Pass zero-sized array, save allocation?

Question

In this code sample from page 114 of The Well-Grounded Java Developer, the last line:

Update[] updates = lu.toArray(new Update[0]);

contains the note: Pass zero-sized array, save allocation

List<Update> lu = new ArrayList<Update>();
String text = "";
final Update.Builder ub = new Update.Builder();
final Author a = new Author("Tallulah");

for (int i=0; i<256; i++) {
  text = text + "X";
  long now = System.currentTimeMillis();
  lu.add(ub.author(a).updateText(text).createTime(now).build());
  try {
    Thread.sleep(1);
  } catch (InterruptedException e) {
  }
}

Collections.shuffle(lu);
Update[] updates = lu.toArray(new Update[0]);

What allocation is this saving, exactly?

The javadoc for List#toArray(T[] a) mentions:

If the list fits in the specified array, it is returned therein. Otherwise, a new array is allocated with the runtime type of the specified array and the size of this list.

Which is what I remembered: if the array you pass to toArray(T[] a) can't fit everything in the list, a new array is allocated. Plainly, there are 256 elements in the list, which cannot fit in an array of size 0, therefore a new array must be allocated inside the method, right?

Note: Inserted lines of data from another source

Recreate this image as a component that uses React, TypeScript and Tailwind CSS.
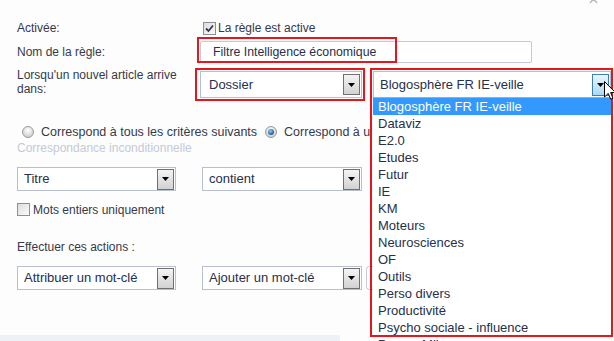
import React from "react";

function ArrowBtn({ hover }: { hover?: boolean }) {
  return (
    <div
      className={
        hover
          ? "w-[17px] h-[22px] border border-[#3c7fb1] bg-gradient-to-b from-[#eaf6fd] to-[#a9d9f5] flex items-center justify-center shrink-0"
          : "w-[17px] h-[21px] border border-[#707070] bg-gradient-to-b from-[#f4f4f4] to-[#d2d2d2] flex items-center justify-center shrink-0"
      }
    >
      <svg width="7" height="4" viewBox="0 0 7 4">
        <path d="M0 0H7L3.5 4Z" fill="#000" />
      </svg>
    </div>
  );
}

function Select({ className, text, hover }: { className: string; text: string; hover?: boolean }) {
  return (
    <div className={"flex items-center justify-between border border-[#b9c0cd] bg-white pl-[6px] pr-[1px] text-[13px] text-[#26304a] " + className}>
      <span className="whitespace-nowrap">{text}</span>
      <ArrowBtn hover={hover} />
    </div>
  );
}

function CheckBox({ checked }: { checked?: boolean }) {
  return (
    <div className="w-[13px] h-[13px] border border-[#8f8f8f] bg-gradient-to-br from-[#dcdcdc] to-[#fbfbfb] flex items-center justify-center shrink-0">
      {checked && (
        <svg width="9" height="9" viewBox="0 0 9 9">
          <path d="M1 4.5L3.5 7L8 1.5" stroke="#2b3a5a" strokeWidth="1.8" fill="none" />
        </svg>
      )}
    </div>
  );
}

function Radio({ checked }: { checked?: boolean }) {
  return (
    <svg width="12" height="12" viewBox="0 0 12 12" className="shrink-0">
      <defs>
        <radialGradient id={checked ? "rgc" : "rgu"} cx="50%" cy="35%" r="60%">
          <stop offset="0%" stopColor="#ffffff" />
          <stop offset="100%" stopColor="#cfcfcf" />
        </radialGradient>
        <radialGradient id="dot" cx="40%" cy="35%" r="70%">
          <stop offset="0%" stopColor="#8ad0ff" />
          <stop offset="100%" stopColor="#0b4e8a" />
        </radialGradient>
      </defs>
      <circle cx="6" cy="6" r="5.5" fill={checked ? "url(#rgc)" : "url(#rgu)"} stroke="#9a9a9a" />
      {checked && <circle cx="6" cy="6" r="3" fill="url(#dot)" />}
    </svg>
  );
}

const items = [
  "Blogosphère FR IE-veille",
  "Dataviz",
  "E2.0",
  "Etudes",
  "Futur",
  "IE",
  "KM",
  "Moteurs",
  "Neurosciences",
  "OF",
  "Outils",
  "Perso divers",
  "Productivité",
  "Psycho sociale - influence",
  "Presse Mil",
];

export default function App() {
  return (
    <div className="relative w-[614px] h-[341px] overflow-hidden bg-[#fdfdfd] font-['Liberation_Sans',Arial,sans-serif] text-[12px] text-[#353a48]">
      <div className="flex flex-col h-full">
        <div className="flex-1 pl-[17px] pt-[20px]">
          {/* Row 1 */}
          <div className="flex items-center h-[16px]">
            <div className="w-[183px]">Activée:</div>
            <div className="ml-[3px] flex items-center">
              <CheckBox checked />
              <span className="ml-[2px]">La règle est active</span>
            </div>
          </div>
          {/* Row 2 */}
          <div className="flex items-center mt-[5px] h-[22px]">
            <div className="w-[183px]">Nom de la règle:</div>
            <div className="w-[332px] h-[22px] border border-[#c5cad6] rounded-[2px] bg-white flex items-center pl-[12px] text-[12.3px] text-[#26304a]">
              Filtre Intelligence économique
            </div>
          </div>
          {/* Row 3 */}
          <div className="flex items-start mt-[5px]">
            <div className="w-[183px] leading-[14px]">
              Lorsqu'un nouvel article arrive
              <br />
              dans:
            </div>
            <Select className="mt-[3px] w-[162px] h-[27px] pl-[8px]" text="Dossier" />
            <Select className="mt-[3px] ml-[11px] w-[238px] h-[27px]" text="Blogosphère FR IE-veille" hover />
          </div>
          {/* Radios */}
          <div className="flex items-center mt-[27px] h-[14px] w-[354px] overflow-hidden whitespace-nowrap text-[12.5px]">
            <div className="ml-[5px]"><Radio /></div>
            <span className="ml-[7px]">Correspond à tous les critères suivants</span>
            <div className="ml-[8px]"><Radio checked /></div>
            <span className="ml-[7px]">Correspond à un des critères suivants</span>
          </div>
          <div className="mt-[2px] leading-[14px] text-[#c4cad7]">Correspondance inconditionnelle</div>
          {/* Criteria */}
          <div className="flex items-center mt-[12px]">
            <Select className="w-[159px] h-[24px]" text="Titre" />
            <Select className="ml-[26px] w-[160px] h-[24px]" text="contient" />
          </div>
          <div className="flex items-center mt-[12px] h-[13px]">
            <CheckBox />
            <span className="ml-[3px]">Mots entiers uniquement</span>
          </div>
          <div className="mt-[24px] leading-[14px]">Effectuer ces actions :</div>
          <div className="flex items-center mt-[12px]">
            <Select className="w-[159px] h-[24px]" text="Attribuer un mot-clé" />
            <Select className="ml-[26px] w-[160px] h-[24px]" text="Ajouter un mot-clé" />
            <div className="ml-[4px] w-[120px] h-[24px] border border-[#c5cad6] rounded-[3px] bg-white" />
          </div>
        </div>
        <div className="h-[6px] w-[340px] bg-[#eef2f7]" />
      </div>

      {/* close x at top */}
      <svg className="absolute left-[589px] top-[-5px]" width="10" height="9" viewBox="0 0 10 9">
        <path d="M1 0L8 8M8 0L1 8" stroke="#b5b9c2" strokeWidth="1.5" />
      </svg>

      {/* Dropdown list */}
      <div className="absolute left-[373px] top-[97px] w-[238px] h-[250px] bg-white border-t border-[#a9a9a9] overflow-hidden text-[13px] text-[#26304a]">
        {items.map((it, i) => (
          <div
            key={it}
            className={
              i === 0
                ? "h-[17px] leading-[17px] pl-[5px] bg-[#3399ff] text-white whitespace-nowrap"
                : "h-[17px] leading-[17px] pl-[5px] whitespace-nowrap"
            }
          >
            {it}
          </div>
        ))}
      </div>

      {/* Red annotation boxes */}
      <div className="absolute left-[197px] top-[37px] w-[200px] h-[26px] border-2 border-[#e4161f]" />
      <div className="absolute left-[195px] top-[68px] w-[170px] h-[33px] border-2 border-[#e4161f]" />
      <div className="absolute left-[370px] top-[68px] w-[243px] h-[269px] border-2 border-[#e4161f]" />

      {/* Mouse cursor */}
      <svg className="absolute left-[604px] top-[81px]" width="12" height="19" viewBox="0 0 12 19">
        <path d="M0.5 0.5V16L4.2 12.4L6.7 18.2L9 17.2L6.6 11.6H11.5Z" fill="#fff" stroke="#000" strokeWidth="1" />
      </svg>
    </div>
  );
}
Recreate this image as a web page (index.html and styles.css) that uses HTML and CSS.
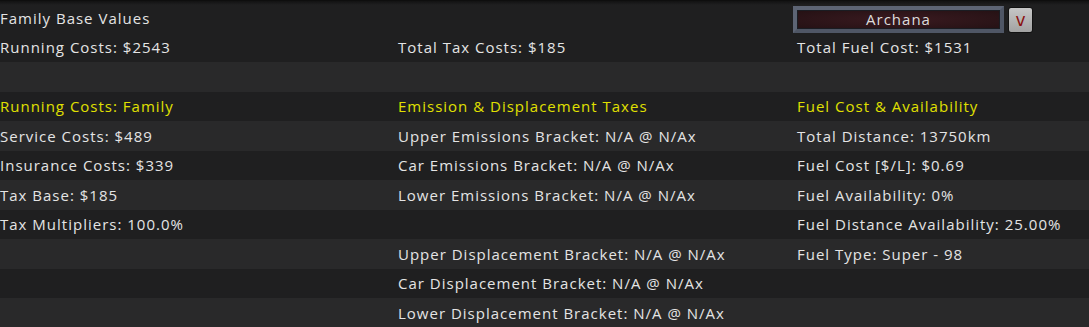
FILE: index.html
```html
<!DOCTYPE html>
<html>
<head>
	<title>Family Base Values</title>
	<link rel="stylesheet" href="styles.css">
</head>
<body>
	<div class="panel">
		<div class="row">
			<div class="cell">Family Base Values</div>
			<div class="cell"></div>
			<div class="cell pick">
				<div class="select">Archana</div>
				<button class="drop">v</button>
			</div>
		</div>
		<div class="row">
			<div class="cell">Running Costs: $2543</div>
			<div class="cell">Total Tax Costs: $185</div>
			<div class="cell">Total Fuel Cost: $1531</div>
		</div>
		<div class="row">
			<div class="cell"></div>
		</div>
		<!-- section titles -->
		<div class="row">
			<div class="cell head">Running Costs: Family</div>
			<div class="cell head">Emission &amp; Displacement Taxes</div>
			<div class="cell head">Fuel Cost &amp; Availability</div>
		</div>
		<div class="row">
			<div class="cell">Service Costs: $489</div>
			<div class="cell">Upper Emissions Bracket: N/A @ N/Ax</div>
			<div class="cell">Total Distance: 13750km</div>
		</div>
		<div class="row">
			<div class="cell">Insurance Costs: $339</div>
			<div class="cell">Car Emissions Bracket: N/A @ N/Ax</div>
			<div class="cell">Fuel Cost [$/L]: $0.69</div>
		</div>
		<div class="row">
			<div class="cell">Tax Base: $185</div>
			<div class="cell">Lower Emissions Bracket: N/A @ N/Ax</div>
			<div class="cell">Fuel Availability: 0%</div>
		</div>
		<div class="row">
			<div class="cell">Tax Multipliers: 100.0%</div>
			<div class="cell"></div>
			<div class="cell">Fuel Distance Availability: 25.00%</div>
		</div>
		<div class="row">
			<div class="cell"></div>
			<div class="cell">Upper Displacement Bracket: N/A @ N/Ax</div>
			<div class="cell">Fuel Type: Super - 98</div>
		</div>
		<div class="row">
			<div class="cell"></div>
			<div class="cell">Car Displacement Bracket: N/A @ N/Ax</div>
			<div class="cell"></div>
		</div>
		<div class="row">
			<div class="cell"></div>
			<div class="cell">Lower Displacement Bracket: N/A @ N/Ax</div>
			<div class="cell"></div>
		</div>
	</div>
</body>
</html>
```

FILE: styles.css
```css
* {
    box-sizing: border-box;
}

html, body {
    margin: 0;
    padding: 0;
}

body {
    background: #222223;
    font-family: "Open Sans", sans-serif;
    font-size: 15px;
    letter-spacing: 1px;
    color: #e4e4e4;
    overflow: hidden;
}

.panel {
    padding-top: 2px;
    border-top: 1px solid #0e0e0e;
    background: linear-gradient(#121212, #1f1f20 4px);
}

.row {
    display: grid;
    grid-template-columns: 398px 399px 1fr;
    height: 29.5px;
    align-items: center;
}

.row:nth-child(odd) {
    background: #29292a;
}
.row:nth-child(even) {
    background: #1f1f20;
}
.row:first-child {
    background: transparent;
}

.cell {
    white-space: nowrap;
}

.head {
    color: #e0e000;
}

/* dropdown */
.pick {
    display: flex;
    align-items: center;
    margin-left: -4px;
    margin-top: 3px;
    gap: 4px;
}

.select {
    width: 211px;
    height: 27px;
    line-height: 19px;
    text-align: center;
    background: radial-gradient(ellipse at center, #3a1a20, #241114);
    border: 4px solid #4f5665;
    border-top-color: #5d6474;
    border-left-color: #5d6474;
    box-shadow: inset 0 0 0 1px #1a1c22;
    color: #dcdcdc;
}

.drop {
    width: 25px;
    height: 26px;
    padding: 0;
    border: 1px solid #111;
    border-radius: 3px;
    background: linear-gradient(#c6c6c6, #a2a2a2);
    color: #8a1010;
    font-family: "DejaVu Sans", sans-serif;
    font-size: 17px;
    line-height: 20px;
    letter-spacing: 0;
}
```
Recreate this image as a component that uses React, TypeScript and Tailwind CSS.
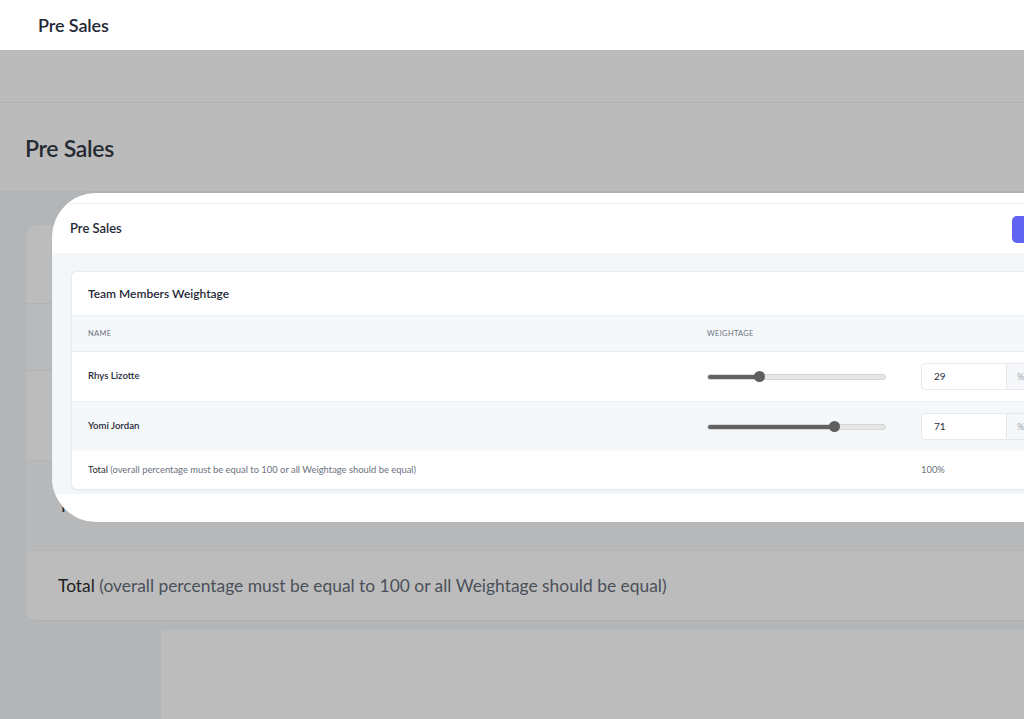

So is that note incorrect? Or is there something else it means?

Answer 1

Plainly, there are 256 elements in the list, which cannot fit in an array of size 0, therefore a new array must be allocated inside the method, right?

yes.

---

You can use

 private static final Update NO_UPDATES = { }

 lu.toArray(NO_UPDATES);

however this will should only help if you expect the list to be typically 0 length.

Generally, I would the same approach as fge

 lu.toArray(new Update[lu.size()]);

In your specific case you know the size in advance so you can do

Update[] updates = new Update[256];
String text = "";
final Update.Builder ub = new Update.Builder();
final Author a = new Author("Tallulah");

long now = System.currentTimeMillis();
for (int i=0; i<updates.length; i++) 
  updates[i] = ub.author(a).updateText(text += 'X').createTime(now++).build();

Collections.shuffle(Arrays.asList(updates));

Answer 2

Going off of @Andreas comment on the question, I think it is a typo, and should say:

Pass zero-sized array, safe allocation.

Because if you passed nothing to the method, you'll end up calling the List#toArray() no-argument overload!

This would return an Object[] (though it would contain nothing but Update instances) and would require changing the type of the updates variable, so the last line would become:

Object[] updates = lu.toArray();

And then every time you wanted to iterate over and use the elements in that array, you'd have to cast them to Update.

Supplying the array calls the List#toArray(T[] a) method, which returns a <T> T[]. This array is reified to know it is an array of Update instances.

So supplying an empty array of Updates results in an Update[] coming back from the toArray call, not an Object[]. This is a much more type-safe allocation! The word "save" in the note must be a typo!

...this consumed way too much mental effort. Will post link to this in the book's forums so they can correct it.